— STATED PROBLEM —
All of the material should be reproduced exactly, with pictures left out.
<<<<
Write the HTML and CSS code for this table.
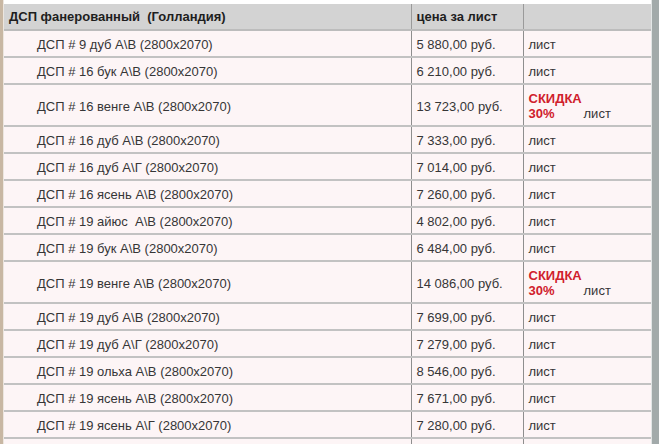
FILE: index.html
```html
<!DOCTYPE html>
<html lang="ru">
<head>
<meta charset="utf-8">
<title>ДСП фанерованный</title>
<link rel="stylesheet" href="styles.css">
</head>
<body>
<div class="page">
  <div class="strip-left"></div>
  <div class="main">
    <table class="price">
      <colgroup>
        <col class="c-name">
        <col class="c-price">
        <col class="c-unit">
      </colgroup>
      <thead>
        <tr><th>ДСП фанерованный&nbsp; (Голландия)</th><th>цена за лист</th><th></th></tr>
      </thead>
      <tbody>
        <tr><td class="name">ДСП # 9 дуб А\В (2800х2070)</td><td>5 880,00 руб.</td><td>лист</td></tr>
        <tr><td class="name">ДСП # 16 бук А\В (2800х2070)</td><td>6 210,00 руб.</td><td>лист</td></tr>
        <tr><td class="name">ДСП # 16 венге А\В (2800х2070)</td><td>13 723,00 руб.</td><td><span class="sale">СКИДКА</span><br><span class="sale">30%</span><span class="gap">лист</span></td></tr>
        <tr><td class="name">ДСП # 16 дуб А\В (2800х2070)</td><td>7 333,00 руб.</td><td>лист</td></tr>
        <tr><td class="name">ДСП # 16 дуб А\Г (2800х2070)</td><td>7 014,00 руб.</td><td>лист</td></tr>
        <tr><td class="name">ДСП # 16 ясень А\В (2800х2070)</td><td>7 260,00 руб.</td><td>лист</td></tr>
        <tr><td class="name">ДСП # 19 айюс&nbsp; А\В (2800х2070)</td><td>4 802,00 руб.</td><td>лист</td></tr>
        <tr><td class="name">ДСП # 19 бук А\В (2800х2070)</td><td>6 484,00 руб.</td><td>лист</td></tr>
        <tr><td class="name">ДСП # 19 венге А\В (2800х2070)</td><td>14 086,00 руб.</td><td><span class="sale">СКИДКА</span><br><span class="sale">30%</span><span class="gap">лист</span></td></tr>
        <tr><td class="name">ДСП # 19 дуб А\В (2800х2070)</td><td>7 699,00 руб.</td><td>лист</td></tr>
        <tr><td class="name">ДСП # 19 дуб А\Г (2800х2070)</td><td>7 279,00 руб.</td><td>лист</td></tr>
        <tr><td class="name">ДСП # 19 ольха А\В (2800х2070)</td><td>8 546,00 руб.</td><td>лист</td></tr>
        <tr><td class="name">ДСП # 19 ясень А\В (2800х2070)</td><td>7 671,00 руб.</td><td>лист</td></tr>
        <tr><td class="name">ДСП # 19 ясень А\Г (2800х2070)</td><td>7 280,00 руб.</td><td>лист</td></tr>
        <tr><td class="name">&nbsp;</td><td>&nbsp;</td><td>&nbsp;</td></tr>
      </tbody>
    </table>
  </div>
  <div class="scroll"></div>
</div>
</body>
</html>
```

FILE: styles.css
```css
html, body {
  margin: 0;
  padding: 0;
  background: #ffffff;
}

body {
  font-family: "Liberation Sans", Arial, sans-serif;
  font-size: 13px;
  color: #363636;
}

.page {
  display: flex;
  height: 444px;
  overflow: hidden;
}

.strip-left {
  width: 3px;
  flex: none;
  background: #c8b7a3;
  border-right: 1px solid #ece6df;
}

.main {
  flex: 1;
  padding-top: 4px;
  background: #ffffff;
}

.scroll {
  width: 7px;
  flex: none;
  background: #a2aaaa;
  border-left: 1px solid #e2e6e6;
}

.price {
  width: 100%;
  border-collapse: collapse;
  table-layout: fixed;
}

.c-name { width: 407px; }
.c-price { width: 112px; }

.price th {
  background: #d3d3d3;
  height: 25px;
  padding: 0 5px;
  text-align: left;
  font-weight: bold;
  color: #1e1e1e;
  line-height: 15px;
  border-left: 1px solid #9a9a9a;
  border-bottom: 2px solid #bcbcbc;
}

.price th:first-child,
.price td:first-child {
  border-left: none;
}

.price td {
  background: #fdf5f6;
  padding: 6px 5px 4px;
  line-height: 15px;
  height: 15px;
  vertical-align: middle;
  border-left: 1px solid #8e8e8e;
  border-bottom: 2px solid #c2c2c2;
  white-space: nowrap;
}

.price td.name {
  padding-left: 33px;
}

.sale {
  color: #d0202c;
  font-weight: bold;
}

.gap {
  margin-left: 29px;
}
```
>>>>
— COMPLETE RESPONSE —
Write the HTML and CSS code for this table.
FILE: index.html
```html
<!DOCTYPE html>
<html lang="ru">
<head>
<meta charset="utf-8">
<title>ДСП фанерованный</title>
<link rel="stylesheet" href="styles.css">
</head>
<body>
<div class="page">
  <div class="strip-left"></div>
  <div class="main">
    <table class="price">
      <colgroup>
        <col class="c-name">
        <col class="c-price">
        <col class="c-unit">
      </colgroup>
      <thead>
        <tr><th>ДСП фанерованный&nbsp; (Голландия)</th><th>цена за лист</th><th></th></tr>
      </thead>
      <tbody>
        <tr><td class="name">ДСП # 9 дуб А\В (2800х2070)</td><td>5 880,00 руб.</td><td>лист</td></tr>
        <tr><td class="name">ДСП # 16 бук А\В (2800х2070)</td><td>6 210,00 руб.</td><td>лист</td></tr>
        <tr><td class="name">ДСП # 16 венге А\В (2800х2070)</td><td>13 723,00 руб.</td><td><span class="sale">СКИДКА</span><br><span class="sale">30%</span><span class="gap">лист</span></td></tr>
        <tr><td class="name">ДСП # 16 дуб А\В (2800х2070)</td><td>7 333,00 руб.</td><td>лист</td></tr>
        <tr><td class="name">ДСП # 16 дуб А\Г (2800х2070)</td><td>7 014,00 руб.</td><td>лист</td></tr>
        <tr><td class="name">ДСП # 16 ясень А\В (2800х2070)</td><td>7 260,00 руб.</td><td>лист</td></tr>
        <tr><td class="name">ДСП # 19 айюс&nbsp; А\В (2800х2070)</td><td>4 802,00 руб.</td><td>лист</td></tr>
        <tr><td class="name">ДСП # 19 бук А\В (2800х2070)</td><td>6 484,00 руб.</td><td>лист</td></tr>
        <tr><td class="name">ДСП # 19 венге А\В (2800х2070)</td><td>14 086,00 руб.</td><td><span class="sale">СКИДКА</span><br><span class="sale">30%</span><span class="gap">лист</span></td></tr>
        <tr><td class="name">ДСП # 19 дуб А\В (2800х2070)</td><td>7 699,00 руб.</td><td>лист</td></tr>
        <tr><td class="name">ДСП # 19 дуб А\Г (2800х2070)</td><td>7 279,00 руб.</td><td>лист</td></tr>
        <tr><td class="name">ДСП # 19 ольха А\В (2800х2070)</td><td>8 546,00 руб.</td><td>лист</td></tr>
        <tr><td class="name">ДСП # 19 ясень А\В (2800х2070)</td><td>7 671,00 руб.</td><td>лист</td></tr>
        <tr><td class="name">ДСП # 19 ясень А\Г (2800х2070)</td><td>7 280,00 руб.</td><td>лист</td></tr>
        <tr><td class="name">&nbsp;</td><td>&nbsp;</td><td>&nbsp;</td></tr>
      </tbody>
    </table>
  </div>
  <div class="scroll"></div>
</div>
</body>
</html>
```

FILE: styles.css
```css
html, body {
  margin: 0;
  padding: 0;
  background: #ffffff;
}

body {
  font-family: "Liberation Sans", Arial, sans-serif;
  font-size: 13px;
  color: #363636;
}

.page {
  display: flex;
  height: 444px;
  overflow: hidden;
}

.strip-left {
  width: 3px;
  flex: none;
  background: #c8b7a3;
  border-right: 1px solid #ece6df;
}

.main {
  flex: 1;
  padding-top: 4px;
  background: #ffffff;
}

.scroll {
  width: 7px;
  flex: none;
  background: #a2aaaa;
  border-left: 1px solid #e2e6e6;
}

.price {
  width: 100%;
  border-collapse: collapse;
  table-layout: fixed;
}

.c-name { width: 407px; }
.c-price { width: 112px; }

.price th {
  background: #d3d3d3;
  height: 25px;
  padding: 0 5px;
  text-align: left;
  font-weight: bold;
  color: #1e1e1e;
  line-height: 15px;
  border-left: 1px solid #9a9a9a;
  border-bottom: 2px solid #bcbcbc;
}

.price th:first-child,
.price td:first-child {
  border-left: none;
}

.price td {
  background: #fdf5f6;
  padding: 6px 5px 4px;
  line-height: 15px;
  height: 15px;
  vertical-align: middle;
  border-left: 1px solid #8e8e8e;
  border-bottom: 2px solid #c2c2c2;
  white-space: nowrap;
}

.price td.name {
  padding-left: 33px;
}

.sale {
  color: #d0202c;
  font-weight: bold;
}

.gap {
  margin-left: 29px;
}
```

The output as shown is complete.